From Durban to Albury in Newell Harry’s solo exhibition

Renowned contemporary artist Newell Harry says his creativity stems from liking to keep his hands busy.

“I made ashtrays for my dad from clay from the local creek when I was a kid, that was in Perth,” Harry told AAP.

But the archive of articles, posters, photographs and old brochures featured in his solo exhibition, Esperanto, tell a story that goes even further back.

They include newspaper clippings his grandmother collected about anti-apartheid protests in South Africa, dictation tests used for the White Australia policy, and copies of the onboard publication from the Italian liner that took his pregnant mother from Durban to Fremantle in Western Australia, where Harry was born in 1972.

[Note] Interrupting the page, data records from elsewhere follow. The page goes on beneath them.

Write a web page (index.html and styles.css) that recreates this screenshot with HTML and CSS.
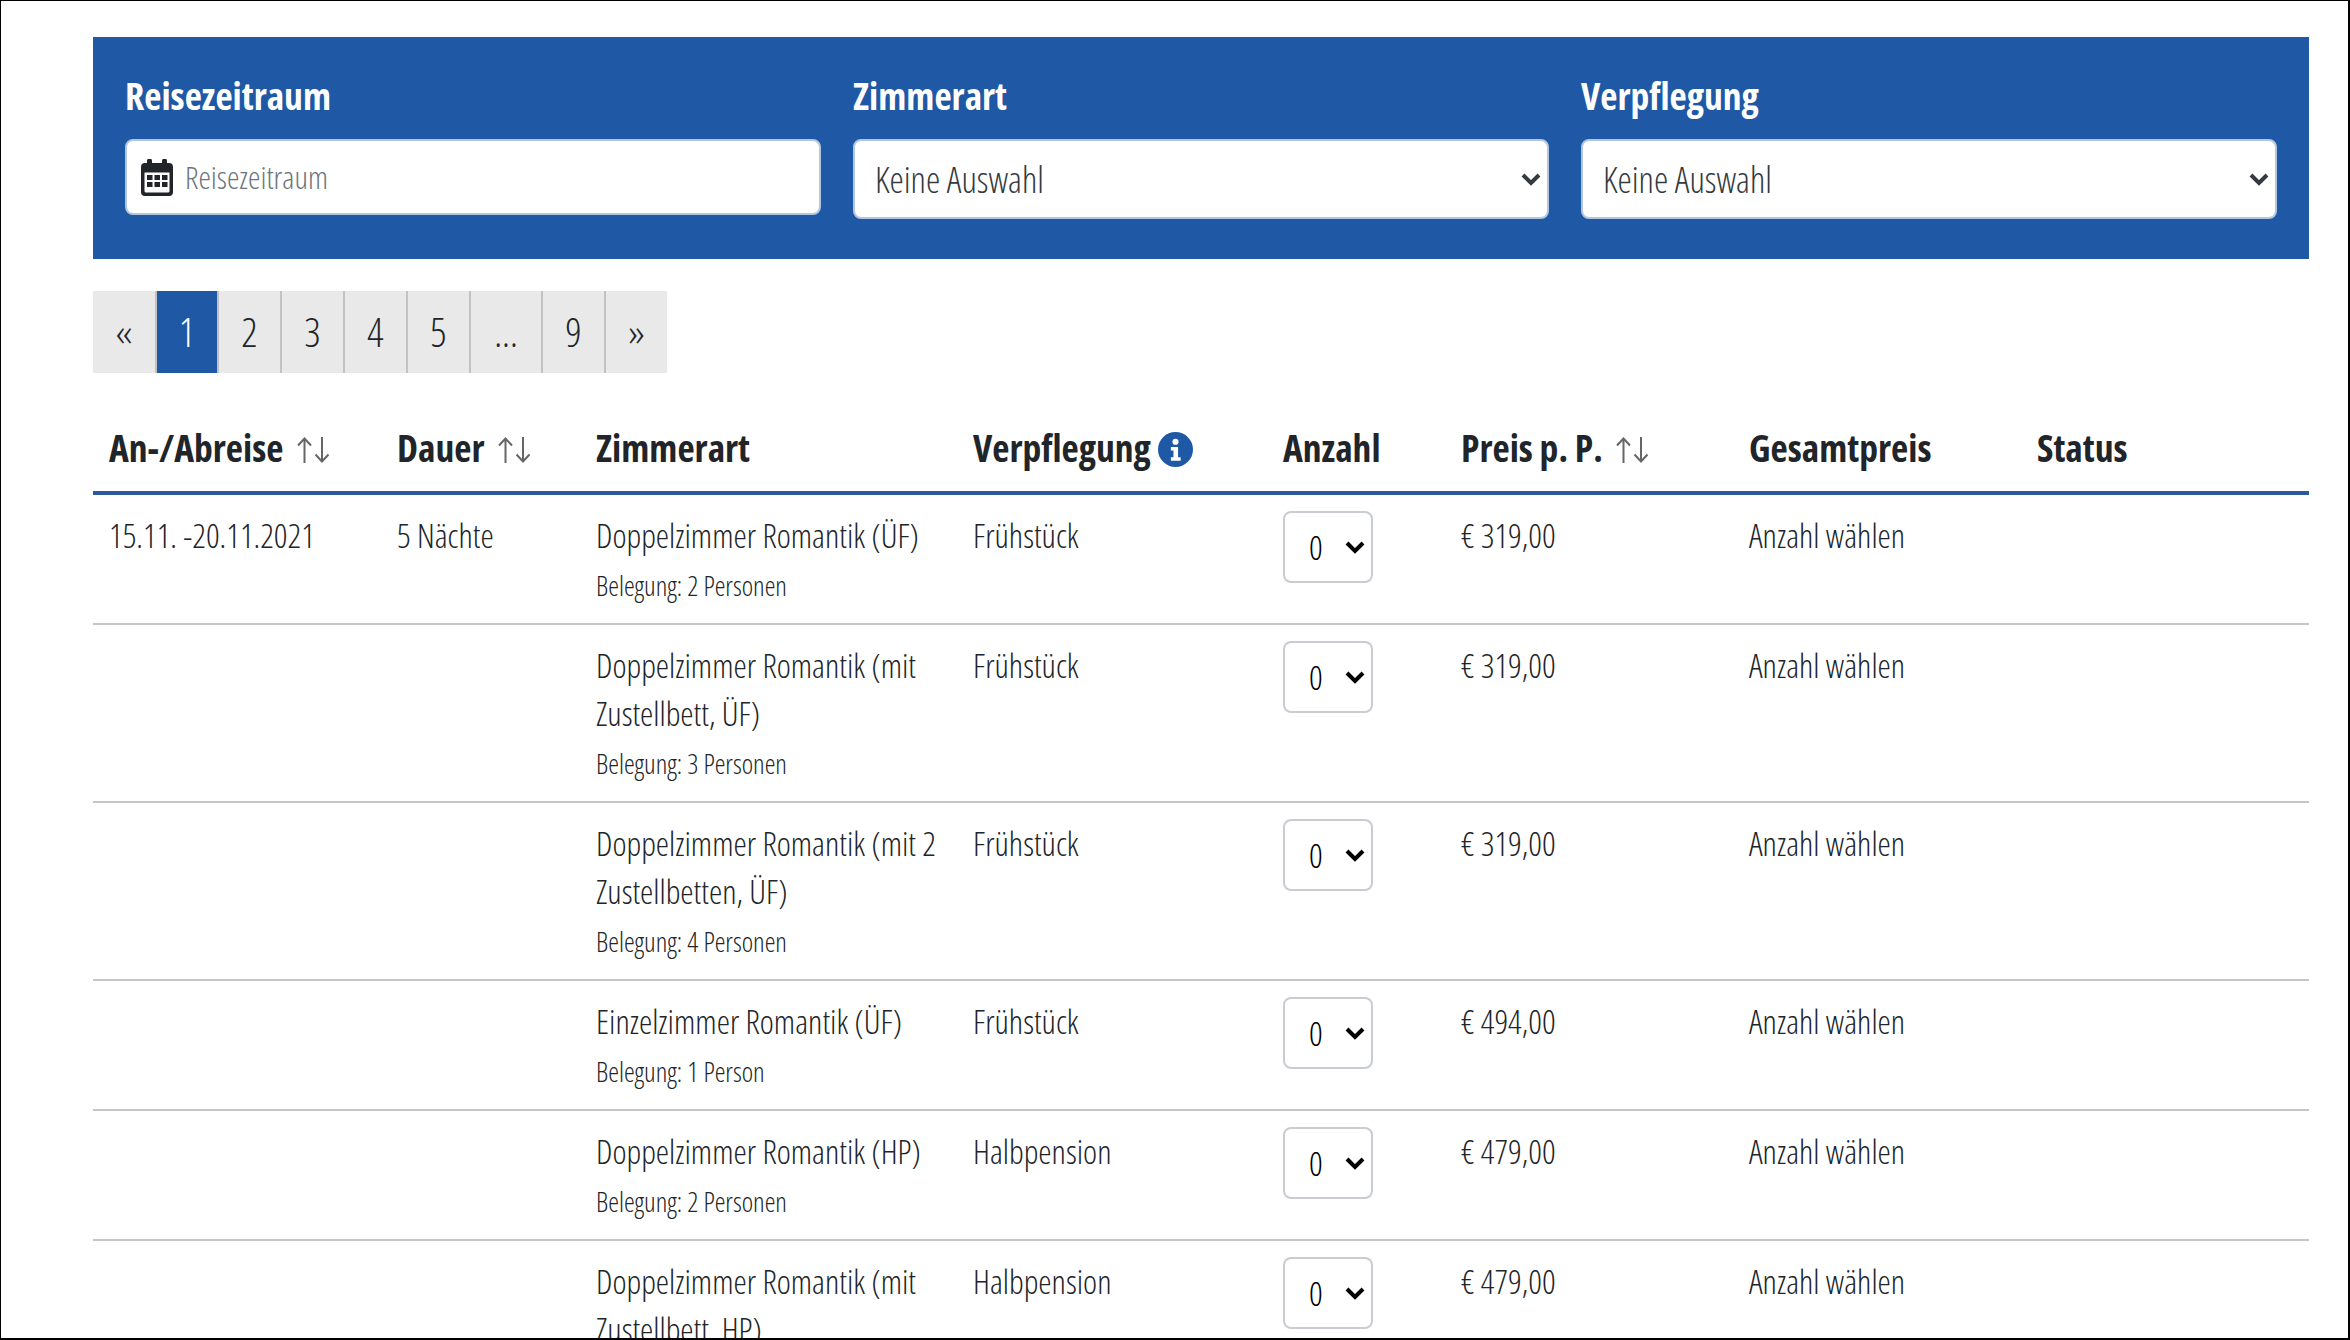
FILE: index.html
```html
<!DOCTYPE html>
<html lang="de">
<head>
    <meta charset="UTF-8">
    <title>Reisezeitraum</title>
    <link rel="stylesheet" href="styles.css">
</head>
<body>
    <div class="container">
        <form class="filter">
            <div class="filter-col">
                <label for="zeitraum">Reisezeitraum</label>
                <div class="date-input">
                    <svg class="cal-icon" viewBox="0 0 32 37"><path fill-rule="evenodd" d="M6 2a2.500 2.500 0 0 1 5 0v2h10V2a2.500 2.500 0 0 1 5 0v2h2a4 4 0 0 1 4 4v25a4 4 0 0 1-4 4H4a4 4 0 0 1-4-4V8a4 4 0 0 1 4-4h2V2zM3.500 13.500V32a1.500 1.500 0 0 0 1.500 1.500h22a1.500 1.500 0 0 0 1.500-1.500V13.500h-25zM6 16h5.500v5H6zm7.500 0H19v5h-5.500zM21 16h5.500v5H21zM6 23h5.500v5H6zm7.500 0H19v5h-5.500zM21 23h5.500v5H21z"/></svg>
                    <input id="zeitraum" type="text" placeholder="Reisezeitraum">
                </div>
            </div>
            <div class="filter-col">
                <label for="zimmerart">Zimmerart</label>
                <select id="zimmerart" class="filter-select"><option>Keine Auswahl</option></select>
            </div>
            <div class="filter-col">
                <label for="verpflegung">Verpflegung</label>
                <select id="verpflegung" class="filter-select"><option>Keine Auswahl</option></select>
            </div>
        </form>

        <ul class="pagination">
            <li>«</li>
            <li class="active">1</li>
            <li>2</li>
            <li>3</li>
            <li>4</li>
            <li>5</li>
            <li class="wide">...</li>
            <li>9</li>
            <li>»</li>
        </ul>

        <table class="offers">
            <colgroup>
                <col class="c-date"><col class="c-dauer"><col class="c-zimmer"><col class="c-verpf">
                <col class="c-anzahl"><col class="c-preis"><col class="c-gesamt"><col class="c-status">
            </colgroup>
            <thead>
                <tr>
                    <th>An-/Abreise <svg class="sort" viewBox="0 0 33 26"><path d="M7.500 26V2M1 8.500l6.500-7 6.500 7M25 0v24M18.500 17.500l6.500 7 6.500-7"/></svg></th>
                    <th>Dauer <svg class="sort" viewBox="0 0 33 26"><path d="M7.500 26V2M1 8.500l6.500-7 6.500 7M25 0v24M18.500 17.500l6.500 7 6.500-7"/></svg></th>
                    <th>Zimmerart</th>
                    <th>Verpflegung <svg class="info" viewBox="0 0 34 34"><circle cx="17" cy="17" r="17"/><circle class="info-i" cx="17" cy="9.500" r="3"/><path class="info-i" d="M12.500 14.500h7v10h2.500v3.500h-9.500v-3.500h2.500v-6.500h-2.500z"/></svg></th>
                    <th>Anzahl</th>
                    <th>Preis p. P. <svg class="sort" viewBox="0 0 33 26"><path d="M7.500 26V2M1 8.500l6.500-7 6.500 7M25 0v24M18.500 17.500l6.500 7 6.500-7"/></svg></th>
                    <th>Gesamtpreis</th>
                    <th>Status</th>
                </tr>
            </thead>
            <tbody>
                <tr>
                    <td>15.11. -20.11.2021</td>
                    <td>5 Nächte</td>
                    <td>Doppelzimmer Romantik (ÜF)<small>Belegung: 2 Personen</small></td>
                    <td>Frühstück</td>
                    <td><select class="qty"><option>0</option></select></td>
                    <td>€ 319,00</td>
                    <td>Anzahl wählen</td>
                    <td></td>
                </tr>
                <tr>
                    <td></td>
                    <td></td>
                    <td>Doppelzimmer Romantik (mit Zustellbett, ÜF)<small>Belegung: 3 Personen</small></td>
                    <td>Frühstück</td>
                    <td><select class="qty"><option>0</option></select></td>
                    <td>€ 319,00</td>
                    <td>Anzahl wählen</td>
                    <td></td>
                </tr>
                <tr>
                    <td></td>
                    <td></td>
                    <td>Doppelzimmer Romantik (mit 2 Zustellbetten, ÜF)<small>Belegung: 4 Personen</small></td>
                    <td>Frühstück</td>
                    <td><select class="qty"><option>0</option></select></td>
                    <td>€ 319,00</td>
                    <td>Anzahl wählen</td>
                    <td></td>
                </tr>
                <tr>
                    <td></td>
                    <td></td>
                    <td>Einzelzimmer Romantik (ÜF)<small>Belegung: 1 Person</small></td>
                    <td>Frühstück</td>
                    <td><select class="qty"><option>0</option></select></td>
                    <td>€ 494,00</td>
                    <td>Anzahl wählen</td>
                    <td></td>
                </tr>
                <tr>
                    <td></td>
                    <td></td>
                    <td>Doppelzimmer Romantik (HP)<small>Belegung: 2 Personen</small></td>
                    <td>Halbpension</td>
                    <td><select class="qty"><option>0</option></select></td>
                    <td>€ 479,00</td>
                    <td>Anzahl wählen</td>
                    <td></td>
                </tr>
                <tr>
                    <td></td>
                    <td></td>
                    <td>Doppelzimmer Romantik (mit Zustellbett, HP)<small>Belegung: 3 Personen</small></td>
                    <td>Halbpension</td>
                    <td><select class="qty"><option>0</option></select></td>
                    <td>€ 479,00</td>
                    <td>Anzahl wählen</td>
                    <td></td>
                </tr>
            </tbody>
        </table>
    </div>
</body>
</html>
```

FILE: styles.css
```css
:root {
    --primary-color: #1f59a5;
    --text-color: #212529;
    --border-color: #c4c6c8;
    --page-item-bg: #e9e9e9;
}
html {
    height: 1340px;
    overflow: hidden;
}
body {
    height: 1340px;
    margin: 0;
    overflow: hidden;
    box-sizing: border-box;
    border: 2px solid #000;
    border-width: 1px 2px 2px 1px;
    font-family: "Open Sans", sans-serif;
    font-stretch: 75%;
    font-weight: 300;
    font-size: 33.6px;
    line-height: 48px;
    color: var(--text-color);
}
.container {
    padding: 36px 39px 0 92px;
}
.filter {
    display: grid;
    grid-template-columns: repeat(3, 1fr);
    gap: 32px;
    height: 222px;
    box-sizing: border-box;
    padding: 32px;
    background: var(--primary-color);
}
.filter-col label {
    display: block;
    height: 70px;
    font-size: 37.6px;
    line-height: 54px;
    font-weight: 700;
    color: #fff;
}
.date-input {
    display: flex;
    align-items: center;
    gap: 12px;
    height: 76px;
    box-sizing: border-box;
    padding: 0 14px;
    background: #fff;
    border: 2px solid #b3c6e0;
    border-radius: 8px;
}
.cal-icon {
    width: 32px;
    height: 37px;
    flex: none;
    fill: #212529;
}
.date-input input {
    flex: 1;
    min-width: 0;
    border: none;
    outline: none;
    padding: 0;
    font: inherit;
    font-size: 31.5px;
    font-stretch: 75%;
}
.date-input input::placeholder {
    color: #6c757d;
    opacity: 1;
}
.filter-select {
    display: block;
    width: 100%;
    height: 80px;
    padding: 2px 20px 0;
    background: #fff;
    border: 2px solid #b3c6e0;
    border-radius: 8px;
    font: inherit;
    font-size: 36px;
    font-stretch: 75%;
    color: #343a40;
    appearance: none;
    background-image: url("data:image/svg+xml,%3Csvg xmlns='http://www.w3.org/2000/svg' viewBox='0 0 20 14'%3E%3Cpath d='M2 3l8 8 8-8' fill='none' stroke='%23343a40' stroke-width='4'/%3E%3C/svg%3E");
    background-repeat: no-repeat;
    background-position: right 6px center;
    background-size: 20px 14px;
}
.pagination {
    display: flex;
    width: max-content;
    height: 82px;
    margin: 32px 0 34px;
    padding: 0;
    list-style: none;
}
.pagination li {
    width: 63px;
    box-sizing: border-box;
    text-align: center;
    line-height: 82px;
    font-size: 40px;
    background: var(--page-item-bg);
    border-left: 2px solid #c2c2c2;
}
.pagination li:first-child {
    width: 62px;
    border-left: none;
}
.pagination .active {
    width: 62px;
    background: var(--primary-color);
    color: #fff;
}
.pagination .wide {
    width: 72px;
}
.offers {
    width: 2216px;
    table-layout: fixed;
    border-collapse: collapse;
}
.c-date { width: 288px; }
.c-dauer { width: 199px; }
.c-zimmer { width: 377px; }
.c-verpf { width: 310px; }
.c-anzahl { width: 178px; }
.c-preis { width: 288px; }
.c-gesamt { width: 288px; }
.c-status { width: 288px; }
.offers th {
    height: 82px;
    padding: 0 16px 2px;
    text-align: left;
    font-size: 37.6px;
    font-weight: 700;
    line-height: 54px;
    white-space: nowrap;
    border-bottom: 4px solid #2a5a9b;
}
.offers td {
    padding: 16px;
    vertical-align: top;
    border-bottom: 2px solid var(--border-color);
}
.offers small {
    display: block;
    margin-top: 6px;
    font-size: 27.2px;
    line-height: 42px;
}
.sort {
    width: 33px;
    height: 26px;
    margin-left: 7px;
    vertical-align: -1px;
    fill: none;
    stroke: #666;
    stroke-width: 2;
}
.info {
    width: 35px;
    height: 35px;
    vertical-align: -5px;
    fill: var(--primary-color);
}
.info .info-i {
    fill: #fff;
}
.qty {
    display: block;
    width: 90px;
    height: 72px;
    padding: 0 0 0 24px;
    background: #fff;
    border: 2px solid #c9ccd0;
    border-radius: 8px;
    font: inherit;
    font-stretch: 75%;
    color: #000;
    appearance: none;
    background-image: url("data:image/svg+xml,%3Csvg xmlns='http://www.w3.org/2000/svg' viewBox='0 0 20 14'%3E%3Cpath d='M2 3l8 8 8-8' fill='none' stroke='%23000' stroke-width='4'/%3E%3C/svg%3E");
    background-repeat: no-repeat;
    background-position: right 6px center;
    background-size: 20px 14px;
}
```
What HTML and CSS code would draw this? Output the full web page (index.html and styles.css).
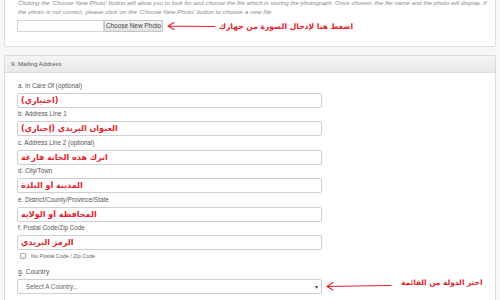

The family had escaped apartheid in South Africa, where they were categorised as “coloured” for their Mauritian roots.

Esperanto takes its name from a language engineered in the late 1800s that became a universal second language that today is spoken by about 100,000 people, mostly in Europe.

“I’m interested in this period of the late 1960s to 1970s in Australian history where there’s quite a sense of, I think, progressivism, but also Afro-Pacific solidarity,” Harry told AAP.

In Esperanto, viewers are invited to consider perspectives and understandings of groups excluded from Western knowledge systems through a collection of personal and historical items belonging to Harry’s family and collected during his travels in the Indo-Pacific, South Africa and Australia.

The exhibition also investigates the upper echelons of Anglo-Australian society’s historical need for approval from the United Kingdom and Europe.

“I always find that funny, this sort of need, predominantly for Anglo-Australian students to … get certified in the northern hemisphere,” Harry said.

“My work has probably been shown more in the northern hemisphere than here, so there’s an irony in that.”

The items, intentionally placed throughout a scaffold network that nods to Harry’s Australian bricklayer stepfather, send the viewer on a journey through separate yet interconnected histories, where they have to choose their path through the exhibition and circle back to take everything in.

Murray Art Museum Albury (MAMA) acting director Michael Moran said Esperanto contained at least 20 hours of content for viewers.

“It’s a show that you’d be able to come back to, and you’d be able to research really and get quite deep into,” Mr Moran told AAP.

Esperanto is MAMA’s first solo offering since the gallery was revamped in 2019.

“It’s an ambitious show. It’s a big one,” he said.

Esperanto runs until November 26 at MAMA.